I have no one to teach me. Maybe Wharoth would have been kind enough to help, once I figured out the main part of the secret. That's the sort of thing he might have done. But he is dead now. His bloody body, unburied, lies frozen on the snow far, far above.
I touch the true metal to the bident. The quizik flashes silver—devastatingly silver. All color vanishes from the forge so that for a moment it as if everything, the floor, the furnaces, and even the daycrystals are bright metal. I do not wince—keep the true metal in contact.
Slowly the silver fades. I put the crucible down, step close and kneel to inspect. A smile comes across my face, a rabid one. I have succeeded. I can feel life from the bident, from each tip of the thorns, and especially from this tip here before my eye. It wants to stab.

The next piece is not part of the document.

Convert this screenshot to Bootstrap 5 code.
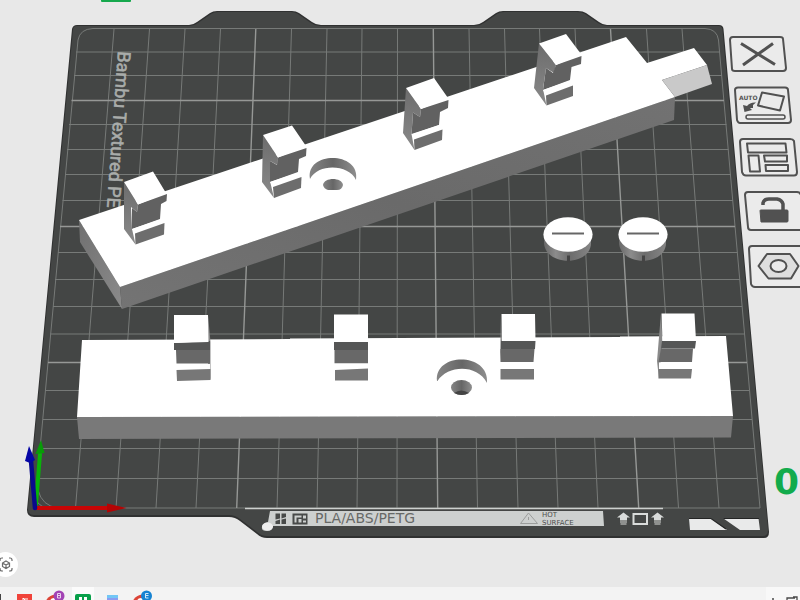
<!DOCTYPE html>
<html lang="en">
<head>
<meta charset="utf-8">
<meta name="viewport" content="width=device-width, initial-scale=1">
<title>Build plate</title>
<link href="https://cdn.jsdelivr.net/npm/bootstrap@5.3.0/dist/css/bootstrap.min.css" rel="stylesheet">
<style>
  body { background: #e8e8e8; font-family: "Liberation Sans", Arial, sans-serif; }
  .plate-name { font: 400 18px Roboto, "Liberation Sans", sans-serif; fill: #a9acaa; stroke: #a9acaa; stroke-width: 0.6; }
  .plate-types { font: 14px "DejaVu Sans", sans-serif; fill: #676967; }
  .plate-warning { font: 7px "DejaVu Sans", sans-serif; fill: #4d4f4d; }
  .plate-number { font: 700 36px "DejaVu Sans", sans-serif; fill: #12ab4c; }
  .auto-label { font: 700 6px "DejaVu Sans", sans-serif; fill: #555; stroke: none; }
  .plate-tools { width: 9.25%; padding-top: 3.75%; }
  .tool-icon { fill: none; stroke: #515151; stroke-width: 2; stroke-linejoin: round; }
  .view-btn { width: 25px; height: 25px; left: -7px; bottom: 10px; }
  .taskbar { height: 13px; background: #f3f3f3; }
  .task-btn { width: 29px; height: 13px; }
  .task-btn svg { overflow: visible; }
  .tray { width: 34px; height: 13px; background: #f8f8f8; }
</style>
<script src="https://cdn.jsdelivr.net/npm/bootstrap@5.3.0/dist/js/bootstrap.bundle.min.js"></script>
</head>
<body class="d-flex flex-column min-vh-100 overflow-hidden">
<main class="position-relative overflow-hidden">
  <svg class="d-block w-100" viewBox="0 0 800 587" role="img" aria-label="Build plate with two rails and two caps">
    <defs>
      <linearGradient id="leftFace" x1="0" y1="0" x2="1" y2="1"><stop offset="0" stop-color="#707070"/><stop offset="1" stop-color="#8b8b8b"/></linearGradient>
      <linearGradient id="postSide" x1="0" y1="0" x2="0" y2="1"><stop offset="0" stop-color="#6c6c6c"/><stop offset="1" stop-color="#8a8a8a"/></linearGradient>
      <linearGradient id="railFront" x1="0" y1="1" x2="1" y2="0"><stop offset="0" stop-color="#747474"/><stop offset=".5" stop-color="#6a6a6a"/><stop offset="1" stop-color="#727272"/></linearGradient>
      <linearGradient id="round" x1="0" y1="0" x2="1" y2="0"><stop offset="0" stop-color="#686868"/><stop offset=".25" stop-color="#8c8c8c"/><stop offset=".55" stop-color="#6c6c6c"/><stop offset="1" stop-color="#858585"/></linearGradient>
      <linearGradient id="hole" x1="0" y1="0" x2="1" y2="0"><stop offset="0" stop-color="#858585"/><stop offset=".5" stop-color="#666"/><stop offset="1" stop-color="#8e8e8e"/></linearGradient>
      <g id="cap">
        <path d="M-24 0V9C-22 32 22 32 23 9V0Z" fill="url(#round)"/>
        <path d="M-1 21h3v7h-3z" fill="#444"/>
        <ellipse rx="24.600" ry="17.300" fill="#fff"/>
        <path d="M-16-1H16" stroke="#666" stroke-width="2"/>
      </g>
    </defs>

    <path d="M101 0h30v1q0 1-1 1h-28q-1 0-1-1z" fill="#16a84d"/>

    <!-- plate body -->
    <path d="M77 25H189Q193 25 197 22L210 13Q213 11 217 11H292Q296 11 299 13L312 22Q316 25 321 25H474Q479 25 483 22L496 13Q499 11 503 11H578Q583 11 586 13L599 22Q603 25 607 25H719Q723 25 723.500 29L769 532Q769 538 764 538H267Q261 538 257 534L240 521Q235 517 229 517H34Q27 517 27 510L72 29Q73 25 77 25Z" fill="#303131"/>
    <path d="M77 26H190Q194 26 198 23L211 14Q214 12 218 12H291Q295 12 298 14L311 23Q315 26 320 26H475Q480 26 484 23L497 14Q500 12 504 12H577Q582 12 585 14L598 23Q602 26 607 26H719Q722 26 722.500 30L768 530Q768 536 763 536H267Q261 536 257 532L240 519Q235 515 229 515H34Q28 515 28 509L73 30Q73 26 77 26Z" fill="#444645"/>

    <!-- grid -->
    <g fill="none" stroke="#777a78" stroke-width="1">
      <path d="M93 28.500H705Q717 29 718.500 40L760 508H48Q34 506 36 492L78 40Q80 29 93 28.500Z"/>
      <path d="M38 490Q42 506 58 508"/>
      <path d="M114 29L75.500 508M149.500 29L116 508M185 29L156 508M220.500 29L196 508M291.500 29L277 508M327 29L317 508M362 29L357 508M397.500 29L397 508M469 29L477.500 508M504.500 29L518 508M539.500 29L558 508M575 29L598 508M646.500 29L678.500 508M682 29L719 508"/>
      <path d="M76 52H720M74 75.500H722M69 124.500H726.500M67 149.500H728.500M65 174.500H731M62.500 200.500H733M58 252.500H737.500M55 279.500H740M53 306.500H742M50 334H745M45 390.500H749M43 419.500H752M40 448.500H755M38 478.500H757"/>
    </g>
    <g fill="none" stroke="#969896" stroke-width="1.400">
      <path d="M255.800 29L236.700 508M433.300 29L437.700 508M610.500 29L638.700 508M71.500 100.500H724M60 226.500H735M48 362.500H747"/>
    </g>
    <path d="M245 508.500H663" stroke="#cdd0ce" stroke-width="1.500"/>

    <text class="plate-name" transform="translate(118 51) rotate(94)">Bambu Textured PETG</text>

    <!-- tilted rail -->
    <path d="M79 220L120 287 122 309 80 242Z" fill="url(#leftFace)"/>
    <path d="M120 287L675 97 674 120 122 309Z" fill="url(#railFront)"/>
    <path d="M79 220L626 37 647 63 694 48 707 65 662 80 675 97 120 287Z" fill="#fff"/>
    <path d="M662 80L707 65 712 84 675 97Z" fill="#c9c9c9"/>
    <path d="M310 179C305 151 361 151 356 180C349 164 318 163 310 179Z" fill="url(#hole)"/>
    <path d="M323 185C324 177 342 177 343 185Q342 190 337 190H328Q324 189 323 185Z" fill="url(#hole)"/>

    <!-- posts of the tilted rail -->
    <g fill="url(#postSide)">
      <path d="M124 182L138 204.500 137 212 131 207 132 229 135.500 244.500 124 229Z"/>
      <path d="M263 135L278 157.500 277.500 165 270 161 270 181 274 198 262 182Z"/>
      <path d="M406 88L421 109 420 117 413 112.500 411.500 134 414.500 150 403 133Z"/>
      <path d="M539 43.500L556 65 554 73 546 68 543 89 546.500 105.500 534 88Z"/>
    </g>
    <g fill="#616161">
      <path d="M138 204.500L167 194 166.500 201 161 204 160 219 132 229 132 208 137 212Z"/>
      <path d="M278 157.500L306.500 148 306 156 299 159 298 172 270 182 270 161 277 165Z"/>
      <path d="M421 109L448.500 100 448 108 440 112 439 125 411.500 134.500 413 112.500 420 117Z"/>
      <path d="M556 65L581.500 56 581 64 571.500 67 570 80 543 90 546 68 553 73Z"/>
    </g>
    <g fill="#fff">
      <path d="M124 182L153 171.500 166 193 138 204.500ZM132 229L163 218.500 164 223 135 233.500Z"/>
      <path d="M263 135L292 125.500 306 146 278 157.500ZM270 182L300 172 301 177 273 187Z"/>
      <path d="M406 88L434 78 448 98 421 109ZM411.500 134L442 124 442 129.500 414 139.500Z"/>
      <path d="M539 43.500L566 34 581 54 556 65ZM543 90L572 80 573 85.500 546 95.500Z"/>
    </g>
    <g fill="#6d6d6d">
      <path d="M135 233.500L164.500 223 164 234.500 135.500 244.500Z"/>
      <path d="M273 187L301.500 177 301 188 274 198Z"/>
      <path d="M414 139.500L442.500 129.500 442 140 414.500 150Z"/>
      <path d="M546 95.500L573 85.500 573 96 546.500 105.500Z"/>
    </g>

    <use href="#cap" x="568" y="234.500"/>
    <use href="#cap" x="643" y="234.500"/>

    <!-- straight rail -->
    <path d="M77 417L733 416 731 437.500 79 439Z" fill="#797979"/>
    <path d="M82 340L290 339V338.500L620 337V336.500L726 336 733 416 77 417Z" fill="#fff"/>
    <path d="M437 381C434 352 490 352 487 383C477 364 448 365 437.500 381Z" fill="url(#hole)"/>
    <ellipse cx="461.500" cy="387.500" rx="10.500" ry="7.500" fill="url(#hole)"/>
    <path d="M454 393Q461 388 469 393Q462 397 454 393Z" fill="#444"/>

    <!-- posts of the straight rail -->
    <path d="M208 315L210.500 342V380L208 370ZM661 313L662.500 341 659 379 657 361ZM501 314L502 342 500 362Z" fill="#8a8a8a"/>
    <g fill="#555656">
      <path d="M174 343L210 341V350H174ZM334 342H368V350H334ZM501 341H535.500L535 349H501ZM662 341H696L695 348.500H661Z"/>
    </g>
    <g fill="#686868">
      <path d="M176 350H210V363.500H176.500ZM334.500 350H368V363.500H334.500ZM500.500 349H534.500L533.500 362H500.500ZM661 348.500H693L692 362H658.500Z"/>
    </g>
    <g fill="#fff">
      <path d="M174 315H208L208.500 342 174 343ZM334 314.500H368V342H334ZM501.500 314H535L535.500 341H502ZM661.500 313.500H694.500L696 341H662.500Z"/>
      <path d="M176 364H210V370H176ZM334 363.500H368V370H334ZM500.500 362.500H534V369H500.500ZM659 362.500H692V369H659Z"/>
    </g>
    <g fill="#777">
      <path d="M176.500 370L210.500 369V380L177 381ZM335 370L368 368.500V380.500H335ZM500.500 369H534V379.500H500.500ZM658.500 369H692L691 378.500H658.500Z"/>
    </g>

    <!-- label strip along the front edge -->
    <path d="M270 511H603L604 526H273Q273 531 267 531T262 527 268 522Z" fill="#cdd0cf"/>
    <ellipse cx="267.500" cy="526.500" rx="5.500" ry="4" fill="#eee"/>
    <g fill="#484a49">
      <path d="M275.500 513.500h4.500v5l-4.500 1zM275.500 521l4.500-1.500v4.500h-4.500zM281.500 513.500h4.500v3.500l-4.500 1.500zM281.500 519.500l4.500-1v5.500h-4.500z"/>
      <path d="M292.500 513.500h15v11h-15zM294.500 515.500v7h2v-5h5v-2zM303 515.500v3h3v-3zM298.500 519v3.500h3V519zM303 520.500v2h3v-2z" fill-rule="evenodd"/>
    </g>
    <text class="plate-types" x="315" y="523">PLA/ABS/PETG</text>
    <path d="M528.500 513L537.500 523.500H520.500ZM528.500 517v3" fill="none" stroke="#9b9d9c" stroke-width="1"/>
    <text class="plate-warning" x="542" y="517">HOT</text>
    <text class="plate-warning" x="542" y="525">SURFACE</text>
    <g fill="#d9dbda">
      <path d="M623.500 512.500L630 517.500H627V520.500H620V517.500H617ZM620 521.500h7v1h-7zM620.500 523.500h6v1h-6z"/>
      <path d="M657.500 512.500L664 517.500H661V520.500H654V517.500H651ZM654 521.500h7v1h-7zM654.500 523.500h6v1h-6z"/>
      <path d="M632.500 513H648V525H632.500ZM634.500 515V523H646V515Z" fill-rule="evenodd"/>
    </g>
    <path d="M689 518.500H711L727 530H690ZM723.500 518.500H758.500L760 530H740Z" fill="#e9eaea"/>
    <path d="M689 518.500H711L726 529M723.500 518.500H759" fill="none" stroke="#242525" stroke-width="1.200"/>

    <!-- axes -->
    <g stroke-linecap="round">
      <path d="M36 504L40 454" stroke="#08b408" stroke-width="4"/>
      <path d="M41 440L44.500 453 35.500 454Z" fill="#079c07"/>
      <path d="M35 508H110" stroke="#c80505" stroke-width="4"/>
      <path d="M107 503.500L126.500 508 107 512.500Z" fill="#b40404"/>
      <path d="M35 508L31 461" stroke="#0a0a8c" stroke-width="4.500"/>
      <path d="M29 446L35 460 30 463 25 461Z" fill="#0505a5"/>
    </g>

    <text class="plate-number" x="774" y="494">0</text>
  </svg>

  <div class="plate-tools position-absolute top-0 end-0 d-flex flex-column">
    <button type="button" class="btn p-0 border-0 rounded-0" aria-label="Remove plate">
      <svg class="tool-icon d-block w-100" viewBox="726 30 74 52">
        <path d="M733 37H780Q783 37 783 39L786 68Q786 71 783 71H735Q732 71 732 69L730 40Q730 37 733 37Z" fill="#ebebeb"/>
        <path d="M741 43.500L775 64.500M773 43.500L743 65" stroke-width="3"/>
      </svg>
    </button>
    <button type="button" class="btn p-0 border-0 rounded-0" aria-label="Auto orient">
      <svg class="tool-icon d-block w-100" viewBox="726 82 74 52">
        <path d="M738 87.500H785Q788 87.500 788 90L791 120Q791 123 788 123H740Q738 123 737 120L735 90Q735 87.500 738 87.500Z" fill="#ebebeb"/>
        <path d="M762 92.500L784 96.500 780 110.500 758 105.500Z"/>
        <rect x="746" y="115" width="39" height="4" rx="2" stroke-width="1.500"/>
        <path d="M743 105L747 106Q750 102 756 102.500L753 105V108L750 108 752 110 744.500 112Z" fill="#515151" stroke="none"/>
        <text class="auto-label" x="739" y="100">AUTO</text>
      </svg>
    </button>
    <button type="button" class="btn p-0 border-0 rounded-0" aria-label="Arrange objects">
      <svg class="tool-icon d-block w-100" viewBox="726 134 74 52">
        <path d="M743 139H790Q793 139 794 141L797 172Q797 175.500 794 175.500H746Q743 175.500 742 172L740 142Q740 139 743 139Z" fill="#ebebeb"/>
        <path d="M747 143.500H785.500L786.500 152.500H748ZM748.500 155.500H758.500L760 171.500H750ZM764 155.500H787V161.500H765ZM765.500 165H788V171H766Z"/>
      </svg>
    </button>
    <button type="button" class="btn p-0 border-0 rounded-0" aria-label="Lock plate">
      <svg class="tool-icon d-block w-100" viewBox="726 186 74 52">
        <path d="M748 192H797Q800 192 801 195L804 230H751Q748 230 748 227L745 195Q745 192 748 192Z" fill="#ebebeb"/>
        <path d="M763 205V203Q764 199 769 199H777Q782 200 783 204V211" stroke-width="3.500"/>
        <path d="M760 210.500Q760 210 761 210H787Q788 210 788 211V221Q788 222 787 222H761Z" fill="#515151" stroke="#515151" stroke-width="1"/>
      </svg>
    </button>
    <button type="button" class="btn p-0 border-0 rounded-0" aria-label="Plate settings">
      <svg class="tool-icon d-block w-100" viewBox="726 238 74 52">
        <path d="M752 246H802V287H755Q752 287 751 284L749 249Q749 246 752 246Z" fill="#ebebeb"/>
        <path d="M758.500 266L767 254H790L798.500 266 791 278.500H768.500Z" fill="#dedede"/>
        <ellipse cx="778.500" cy="266" rx="8" ry="6" fill="#ebebeb"/>
      </svg>
    </button>
  </div>

  <button type="button" class="view-btn btn btn-light bg-white border-0 rounded-circle p-0 position-absolute" aria-label="Reset view">
    <svg class="d-block w-100" viewBox="0 0 25 25" fill="none" stroke="#6c6c6c" stroke-width="1.200">
      <path d="M7 9V8q0-2 2-2h1M16 6h1q2 0 2 2v1M19 16v1q0 2-2 2h-1M10 19H9q-2 0-2-2v-1"/>
      <path d="M13 9L16.500 11V14.500L13 16.500 9.500 14.500V11ZM9.500 11L13 13L16.500 11M13 13V16.500"/>
    </svg>
  </button>
</main>

<footer class="taskbar d-flex flex-grow-1 overflow-hidden">
  <button type="button" class="task-btn btn p-0 border-0 rounded-0" aria-label="Application">
    <svg class="d-block" width="29" height="13"><path d="M0 7h1v6H0z" fill="#444"/><path d="M17 7h15v6H17z" fill="#f0433a"/><path d="M23 13v-2l2 2v-2M27 13v-2" stroke="#fff" fill="none"/></svg>
  </button>
  <button type="button" class="task-btn btn p-0 border-0 rounded-0" aria-label="Browser, profile B">
    <svg class="d-block" width="29" height="13"><path d="M17 14A10 9 0 0 1 32 9L30 14Z" fill="#dc4437"/><circle cx="25" cy="15" r="4" fill="#fff"/><circle cx="30" cy="9" r="5.500" fill="#a344b5"/><path d="M28.500 6.500h3v4.500h-3zM28.500 8.500h3" stroke="#e9d3ee" fill="none"/></svg>
  </button>
  <button type="button" class="task-btn btn p-0 border-0 rounded-0" aria-label="Slicer">
    <svg class="d-block" width="29" height="13"><path d="M14 0h22v13H14z" fill="#fbfbfb"/><circle cx="1" cy="9" r="5.500" fill="none"/><path d="M17 13V9q0-2 2-2h12q2 0 2 2v4Z" fill="#08a04a"/><path d="M21 10h3v3h-3zM26 10h3v3h-3z" fill="#fff"/></svg>
  </button>
  <button type="button" class="task-btn btn p-0 border-0 rounded-0" aria-label="Files">
    <svg class="d-block" width="29" height="13"><path d="M20 8h11v5H20z" fill="#72c6f5"/><path d="M20 11h11v2H20z" fill="#8b9cf0"/></svg>
  </button>
  <button type="button" class="task-btn btn p-0 border-0 rounded-0" aria-label="Browser, profile E">
    <svg class="d-block" width="29" height="13"><path d="M17 14A10 9 0 0 1 32 9L30 14Z" fill="#dc4437"/><circle cx="25" cy="15" r="4" fill="#fff"/><circle cx="30.500" cy="9" r="5.500" fill="#1683d2"/><path d="M32.500 6.500h-3v4.500h3M29.500 8.500h3" stroke="#cde6f8" fill="none"/></svg>
  </button>
  <button type="button" class="tray btn p-0 border-0 rounded-0 ms-auto" aria-label="Notifications">
    <svg class="d-block" width="34" height="13" fill="none" stroke="#484848" stroke-width="1.300"><path d="M21 13v-2h8M27 10h4v3M6 12h2"/></svg>
  </button>
</footer>
</body>
</html>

Even un-enruned, incomplete, this weapon is powerful. Not powerful enough, yet. I heat the bident again, press on some quizik, weld the next spike. The weapon shivers with more power, more life. I reverse it, heat the other end, and weld the final spike.
It is as if my weapon knows it is complete. I can nearly hear its voice, whispers desiring blood, on the last touch, as silver light covers all. Shadows dance like liquid darkness, angular, sharply-pointed things.
I pick the weapon up and raise it above my head. I yell in triumph. I have done it! I laugh madly. I have done it! I have forged the true metal!
Panting, I lower it back onto the anvil. It clinks. I am not done yet, I remind myself. Next is the poem, the trance, and if I burn, there is no one here to throw healing chains and water over me.